-- START --

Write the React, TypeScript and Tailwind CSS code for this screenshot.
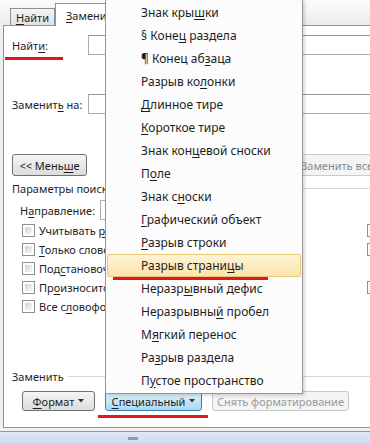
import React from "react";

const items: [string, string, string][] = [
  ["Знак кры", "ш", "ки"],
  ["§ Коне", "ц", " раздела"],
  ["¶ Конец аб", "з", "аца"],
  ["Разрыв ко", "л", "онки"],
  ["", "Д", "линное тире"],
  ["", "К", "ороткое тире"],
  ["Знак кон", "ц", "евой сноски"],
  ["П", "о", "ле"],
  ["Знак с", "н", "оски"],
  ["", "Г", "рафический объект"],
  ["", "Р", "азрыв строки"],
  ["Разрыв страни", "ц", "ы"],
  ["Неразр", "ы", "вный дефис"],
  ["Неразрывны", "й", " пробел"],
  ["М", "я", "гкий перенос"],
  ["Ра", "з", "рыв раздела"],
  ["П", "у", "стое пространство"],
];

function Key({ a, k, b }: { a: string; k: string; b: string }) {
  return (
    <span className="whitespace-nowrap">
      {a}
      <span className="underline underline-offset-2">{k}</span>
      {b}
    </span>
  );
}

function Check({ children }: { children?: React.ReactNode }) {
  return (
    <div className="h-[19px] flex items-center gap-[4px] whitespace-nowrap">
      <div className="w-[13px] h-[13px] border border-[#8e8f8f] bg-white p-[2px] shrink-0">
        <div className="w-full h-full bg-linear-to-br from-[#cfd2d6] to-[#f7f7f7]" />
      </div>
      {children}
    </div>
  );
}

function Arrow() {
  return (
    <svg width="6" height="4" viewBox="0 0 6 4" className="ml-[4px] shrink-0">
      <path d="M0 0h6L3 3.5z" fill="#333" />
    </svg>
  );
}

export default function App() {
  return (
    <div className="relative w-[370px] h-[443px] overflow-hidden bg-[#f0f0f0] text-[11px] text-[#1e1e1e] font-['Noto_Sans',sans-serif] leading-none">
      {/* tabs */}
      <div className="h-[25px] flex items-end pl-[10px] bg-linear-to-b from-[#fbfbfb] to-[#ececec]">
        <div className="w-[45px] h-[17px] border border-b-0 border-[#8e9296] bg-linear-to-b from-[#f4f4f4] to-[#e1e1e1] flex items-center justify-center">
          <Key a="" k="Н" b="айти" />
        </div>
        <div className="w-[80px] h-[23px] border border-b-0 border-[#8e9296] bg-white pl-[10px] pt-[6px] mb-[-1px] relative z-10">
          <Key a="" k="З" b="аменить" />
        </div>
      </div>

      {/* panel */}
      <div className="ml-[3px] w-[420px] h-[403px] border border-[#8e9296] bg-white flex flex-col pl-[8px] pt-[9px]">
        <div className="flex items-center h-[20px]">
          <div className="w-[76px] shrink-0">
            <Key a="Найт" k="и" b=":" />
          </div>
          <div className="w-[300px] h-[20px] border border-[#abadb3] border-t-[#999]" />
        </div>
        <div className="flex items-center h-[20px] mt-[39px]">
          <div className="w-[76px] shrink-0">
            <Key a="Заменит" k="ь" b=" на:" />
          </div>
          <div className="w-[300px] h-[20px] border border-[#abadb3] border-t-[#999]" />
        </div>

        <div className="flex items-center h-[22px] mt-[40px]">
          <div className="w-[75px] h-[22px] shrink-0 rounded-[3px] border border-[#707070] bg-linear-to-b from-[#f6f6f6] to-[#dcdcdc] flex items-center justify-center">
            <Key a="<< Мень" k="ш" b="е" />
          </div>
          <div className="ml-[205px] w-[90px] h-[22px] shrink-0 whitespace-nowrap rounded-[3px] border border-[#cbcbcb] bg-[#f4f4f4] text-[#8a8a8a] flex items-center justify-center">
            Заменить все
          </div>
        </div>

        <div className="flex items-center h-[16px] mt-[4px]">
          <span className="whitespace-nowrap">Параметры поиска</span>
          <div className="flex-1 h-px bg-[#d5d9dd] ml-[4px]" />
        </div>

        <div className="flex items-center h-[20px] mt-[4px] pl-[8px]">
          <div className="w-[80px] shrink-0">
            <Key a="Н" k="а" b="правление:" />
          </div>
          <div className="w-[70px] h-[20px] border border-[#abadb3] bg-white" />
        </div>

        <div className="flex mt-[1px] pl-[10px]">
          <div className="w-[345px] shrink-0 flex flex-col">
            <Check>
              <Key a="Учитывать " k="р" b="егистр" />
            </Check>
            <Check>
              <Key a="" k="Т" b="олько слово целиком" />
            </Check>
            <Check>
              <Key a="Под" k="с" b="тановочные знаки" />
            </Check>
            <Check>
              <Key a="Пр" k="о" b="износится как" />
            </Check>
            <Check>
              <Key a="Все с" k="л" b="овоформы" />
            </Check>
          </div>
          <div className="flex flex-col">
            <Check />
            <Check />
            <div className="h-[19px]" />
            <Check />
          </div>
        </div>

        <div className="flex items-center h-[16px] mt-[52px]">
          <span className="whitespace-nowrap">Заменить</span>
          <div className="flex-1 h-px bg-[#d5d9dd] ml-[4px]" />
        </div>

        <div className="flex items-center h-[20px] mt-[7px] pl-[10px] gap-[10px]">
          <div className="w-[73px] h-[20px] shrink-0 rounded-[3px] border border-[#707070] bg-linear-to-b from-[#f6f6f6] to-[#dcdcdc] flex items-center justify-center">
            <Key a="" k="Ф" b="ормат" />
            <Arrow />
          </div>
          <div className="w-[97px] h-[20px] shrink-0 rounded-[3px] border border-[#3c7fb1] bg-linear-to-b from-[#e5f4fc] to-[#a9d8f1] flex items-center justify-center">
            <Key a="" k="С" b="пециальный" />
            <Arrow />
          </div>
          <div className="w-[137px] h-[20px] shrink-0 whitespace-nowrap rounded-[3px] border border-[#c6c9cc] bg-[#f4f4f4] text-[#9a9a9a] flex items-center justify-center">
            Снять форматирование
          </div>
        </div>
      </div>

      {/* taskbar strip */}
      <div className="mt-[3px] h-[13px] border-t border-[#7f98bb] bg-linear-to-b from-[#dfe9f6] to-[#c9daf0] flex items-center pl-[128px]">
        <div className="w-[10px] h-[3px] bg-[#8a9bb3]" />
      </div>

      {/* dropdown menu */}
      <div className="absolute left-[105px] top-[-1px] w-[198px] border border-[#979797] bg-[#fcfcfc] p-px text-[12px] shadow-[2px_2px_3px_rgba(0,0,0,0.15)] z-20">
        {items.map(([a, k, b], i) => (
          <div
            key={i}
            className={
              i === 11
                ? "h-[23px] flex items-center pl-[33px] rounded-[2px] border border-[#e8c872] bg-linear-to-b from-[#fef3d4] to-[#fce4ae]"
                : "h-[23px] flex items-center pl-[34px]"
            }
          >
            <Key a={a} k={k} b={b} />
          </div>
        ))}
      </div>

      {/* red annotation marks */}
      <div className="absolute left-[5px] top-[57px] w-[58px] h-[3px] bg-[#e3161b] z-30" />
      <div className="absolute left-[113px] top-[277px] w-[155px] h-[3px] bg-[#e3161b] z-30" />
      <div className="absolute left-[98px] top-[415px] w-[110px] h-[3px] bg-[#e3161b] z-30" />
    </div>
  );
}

-- END --

### Directive
Look at the listing and set down only the lines from its start through the line with "import React from", word for word and without pictures.

### Result
Write the React, TypeScript and Tailwind CSS code for this screenshot.
import React from "react";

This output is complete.